Не думаю, что это стоит переводить на русский. Я немец, юность моя прошла в Остзее, да Франции и странно мне было бы писать рифмы на чуждом для меня языке. Это сейчас, когда я чуток пообвыкся и говорю чаще по-русски, у меня иной раз получается нечто стихоподобное. Правда это — одни переводы и я не числю себя поэтом.
Когда в 1831 году моя команда разгромила очередной польский отряд, один из вождей инсургентов запел под виселицей.
Я невольно заслушался и отменил казнь. А потом подозвал певца и спросил как его зовут и кто написал сию песню? Молодой человек, смутившись от такого внимания с моей стороны, отвечал по-английски:
— Когда я отплывал из Бостона, дядя спел мне ее на прощание.
Я долго смотрел на лицо инсургента и признал в нем явное сходство с одним из самых ярых ненавистников нашей Империи. Тогда я спросил:
— Как здоровье пана Огиньского? Я думал, что он не усидит дома в пору сию.
Юноша побагровел, как от оскорбления, и выкрикнул:
— Он тяжко болен! Он только поэтому не смог прибыть! Доктора сказали, что он не вынесет дороги через океан!
Тогда я выдал ему аусвайс на право пройти через все наши порядки до Данцига "со всеми сопровождающими" и сказал:
— Война кончена. Восстание подавлено. Вы можете продолжать сражаться, но мы убьем вас всех. Ради детей и женщин — выведи их из этого ада, а вот тебе деньги на проезд до Америки. Здесь теперь для вас земли — нет. Довези их и передай привет дяде. А коль ищешь Смерти — вернись. Я всегда тут.
Я не стал вешать его хотя б потому, что сам мог вести моих латышей на Восстание против русских.

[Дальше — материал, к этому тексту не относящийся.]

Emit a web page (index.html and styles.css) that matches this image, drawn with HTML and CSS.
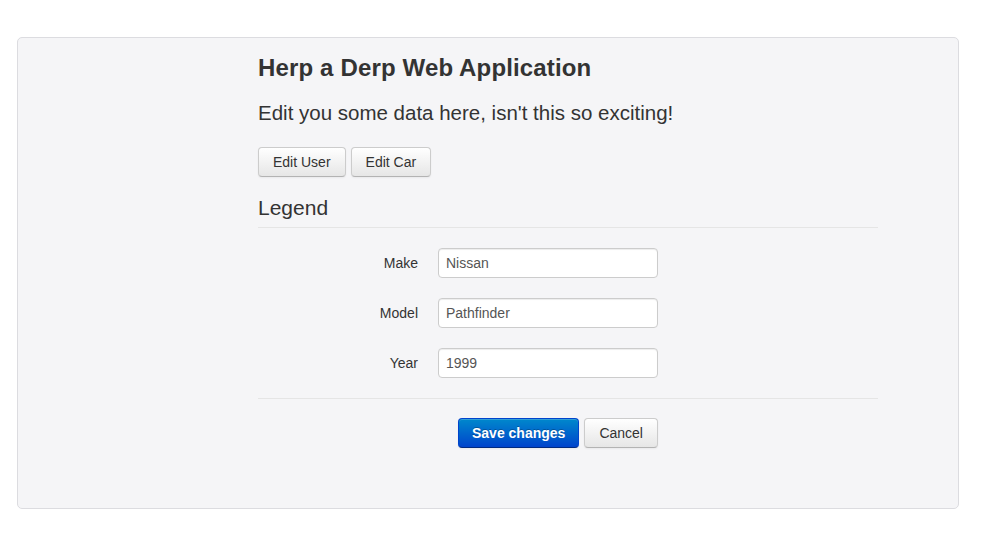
FILE: index.html
```html
<!DOCTYPE html>
<html>
<head>
<meta charset="utf-8">
<link rel="stylesheet" href="styles.css">
</head>
<body>
<div class="hero">
  <div class="content">
    <h1 class="title">Herp a Derp Web Application</h1>
    <p class="lead">Edit you some data here, isn't this so exciting!</p>
    <div class="tabs">
      <button class="btn">Edit User</button>
      <button class="btn">Edit Car</button>
    </div>
    <form class="form">
      <div class="legend">Legend</div>
      <div class="group">
        <label class="label">Make</label>
        <input class="input" type="text" value="Nissan">
      </div>
      <div class="group">
        <label class="label">Model</label>
        <input class="input" type="text" value="Pathfinder">
      </div>
      <div class="group">
        <label class="label">Year</label>
        <input class="input" type="text" value="1999">
      </div>
      <div class="actions">
        <button class="btn btn-primary" type="button">Save changes</button>
        <button class="btn" type="button">Cancel</button>
      </div>
    </form>
  </div>
</div>
</body>
</html>
```
FILE: styles.css
```css
html, body {
  margin: 0;
  background: #ffffff;
}
body {
  padding: 37px 0 0 17px;
  font-family: "Liberation Sans", Arial, sans-serif;
  color: #333333;
  font-size: 14px;
  line-height: 20px;
}
.hero {
  box-sizing: border-box;
  width: 942px;
  height: 472px;
  background: #f5f5f7;
  border: 1px solid #dcdce0;
  border-radius: 5px;
  padding: 15px 0 0 240px;
}
.content {
  width: 620px;
}
.title {
  margin: 0;
  font-size: 24px;
  line-height: 30px;
  font-weight: bold;
  color: #333333;
  letter-spacing: 0.15px;
}
.lead {
  margin: 15px 0 0;
  font-size: 20.5px;
  line-height: 30px;
  font-weight: normal;
  color: #333333;
}
.tabs {
  display: flex;
  gap: 5px;
  margin-top: 19px;
}
.btn {
  box-sizing: border-box;
  height: 30px;
  padding: 4px 14px;
  font-family: "Liberation Sans", Arial, sans-serif;
  font-size: 14px;
  line-height: 20px;
  color: #333333;
  background: linear-gradient(#ffffff, #e6e6e6);
  border: 1px solid #cccccc;
  border-bottom-color: #b3b3b3;
  border-radius: 4px;
  box-shadow: inset 0 1px 0 rgba(255,255,255,.2), 0 1px 2px rgba(0,0,0,.05);
  cursor: pointer;
}
.btn-primary {
  padding: 4px 13px;
  font-weight: bold;
  color: #ffffff;
  background: linear-gradient(#0088cc, #0044cc);
  border-color: #0044cc #0044cc #002a80;
  text-shadow: 0 -1px 0 rgba(0,0,0,.25);
}
.form {
  margin: 10px 0 0;
}
.legend {
  font-size: 21px;
  line-height: 40px;
  padding-top: 1px;
  height: 39px;
  color: #333333;
  border-bottom: 1px solid #e5e5e5;
  margin-bottom: 20px;
}
.group {
  display: flex;
  align-items: center;
  gap: 20px;
  margin-bottom: 20px;
}
.label {
  width: 160px;
  text-align: right;
  font-size: 14px;
  color: #333333;
}
.input {
  box-sizing: border-box;
  width: 220px;
  height: 30px;
  padding: 4px 7px;
  font-family: "Liberation Sans", Arial, sans-serif;
  font-size: 14px;
  color: #555555;
  background: #ffffff;
  border: 1px solid #cccccc;
  border-radius: 4px;
  box-shadow: inset 0 1px 1px rgba(0,0,0,.075);
  outline: none;
}
.actions {
  display: flex;
  gap: 5px;
  border-top: 1px solid #e5e5e5;
  padding: 19px 0 20px 200px;
}
```
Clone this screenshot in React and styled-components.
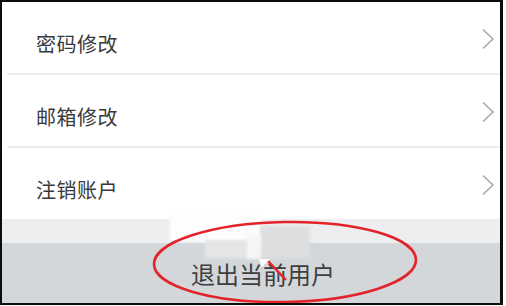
import React from "react";
import styled, { createGlobalStyle } from "styled-components";

const Global = createGlobalStyle`
  * { box-sizing: border-box; }
  html, body { margin: 0; padding: 0; background: #ffffff; }
  body { font-family: "Noto Sans CJK SC", "Noto Sans", sans-serif; }
`;

const Frame = styled.div`
  position: relative;
  width: 503px;
  height: 305px;
  border: 2px solid #0d0d0d;
  border-right-width: 3px;
  background: #ffffff;
  display: flex;
  flex-direction: column;
  overflow: hidden;
`;

const List = styled.div`
  display: flex;
  flex-direction: column;
`;

const Row = styled.div`
  position: relative;
  height: ${(p) => (p.$last ? 71 : 73)}px;
  display: flex;
  align-items: flex-start;
  justify-content: space-between;
  padding: 0 5px 0 34px;
  &::after {
    content: "";
    display: ${(p) => (p.$last ? "none" : "block")};
    position: absolute;
    left: 5px;
    right: 0;
    bottom: 0;
    height: 2px;
    background: #ececec;
  }
`;

const Label = styled.span`
  margin-top: 31px;
  font-size: 20px;
  line-height: 22px;
  color: #3a3a3a;
  letter-spacing: 0.5px;
`;

const Chevron = styled.svg`
  margin-top: 26px;
  width: 14px;
  height: 22px;
  flex: none;
`;

const Gap = styled.div`
  height: 24px;
  background: #eeeef0;
`;

const Logout = styled.div`
  flex: 1;
  display: flex;
  align-items: center;
  justify-content: center;
  padding-left: 24px;
  background: #d4d7d9;
  font-size: 24px;
  color: #3f3f3f;
`;

const Overlay = styled.svg`
  position: absolute;
  left: -2px;
  top: -2px;
  width: 506px;
  height: 306px;
  pointer-events: none;
`;

const Patch = styled.div`
  position: absolute;
  left: ${(p) => p.$x}px;
  top: ${(p) => p.$y}px;
  width: ${(p) => p.$w}px;
  height: ${(p) => p.$h}px;
  background: ${(p) => p.$c};
  filter: blur(1.5px);
  pointer-events: none;
`;

const ChevronIcon = () => (
  <Chevron viewBox="0 0 14 22">
    <path d="M2 1.5 L12 11 L2 20.5" fill="none" stroke="#aaaaaa" strokeWidth="1.6" />
  </Chevron>
);

const items = ["密码修改", "邮箱修改", "注销账户"];

export default function App() {
  return (
    <>
      <Global />
      <Frame>
        <List>
          {items.map((t, i) => (
            <Row key={t} $last={i === items.length - 1}>
              <Label>{t}</Label>
              <ChevronIcon />
            </Row>
          ))}
        </List>
        <Gap />
        <Logout>退出当前用户</Logout>
        <Patch $x={168} $y={211} $w={92} $h={28} $c="#fdfdfd" />
        <Patch $x={203} $y={238} $w={46} $h={18} $c="#e4e5e7" />
        <Patch $x={258} $y={224} $w={50} $h={32} $c="#dcdee0" />
        <Patch $x={245} $y={232} $w={14} $h={25} $c="#f6f6f7" />
        <Overlay viewBox="0 0 506 306">
          <ellipse cx="285" cy="262" rx="131" ry="40" fill="none" stroke="#e2232a" strokeWidth="2.6" transform="rotate(-1 285 262)" />
          <path d="M268 261 L286 280" stroke="#e2232a" strokeWidth="2.4" fill="none" />
          <path d="M259 259 L270 259 L262 267 Z" fill="#ffffff" />
        </Overlay>
      </Frame>
    </>
  );
}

А вот песня осталась. На другой день мне дали новые списки приговоренных, подписанный Государем. И я, согласно списку сему, выписал всем пропуска до Данцига со словами:
— Не могу требовать у Вас того, чтоб вы не дрались. Воюйте и мои солдаты убьют Вас. Но не требуйте от меня, — Вашей казни. Англия с Францией — предали вас. Кончено. Уезжайте, пока сие в моей Власти.
На другой день Государь вызвал меня на ковер, и я объяснил:
— Если вы желаете обратить Польшу в огромное кладбище — быть по сему. Но дело в ином. Дело в людях моих, — они пьют, Ваше Величество, а сие дурной знак.
Мы истребили польскую армию. С нами борется польский народ. Объявите Амнистию, прошу Вас!
Тут денщик моего кузена по имени Адлерберг взвизгнул:
— Вы сильно изменились, Бенкендорф! В тринадцатом вы с поляками обращались совсем по-иному!
— В тринадцатом поляки получали должок за все, что они вытворяли в России в двенадцатом. И карал я без всякой жалости, ибо годом раньше они сами пришли с огнем и мечом! И карал я их — после честного боя, а теперь…
Я не изменился. Война — другая. Совсем иная война…
Государь от моих слов серьезно задумался. Сам он — не воевал и не мог знать, — чем одна война отличается от другой. Но вечером того дня он пошел по порядкам с инспекцией и, говорят, при виде пьяных "весьма огорчался". А пьяны были многие. Строго говоря, — все.
Знаете, — это в первые дни забава — задрать юбку пленной "паночке". Иль того хлеще — "спустить штаны" пленному мальчику. Из первых рук доложу, — сие огромное развлечение. Я сам в 1813 году переспал с многими католичками, ибо считал сие — воздаянием за все то, что католики с нами делали. Но так было в ту — Большую Войну…
А в эти дни… Развлечения с пленницами первых дней сменились желанием — залить голову водкой и ни о чем — ни думать, ни знать. Это и есть "иная война"!
Мы — солдаты. Мы давали Присягу и обязаны Исполнить наш Долг. Но никто не посмеет запретить нам — напиться. Надраться до чертиков, до — забытья, чтоб забыть про сию "Иную Войну"!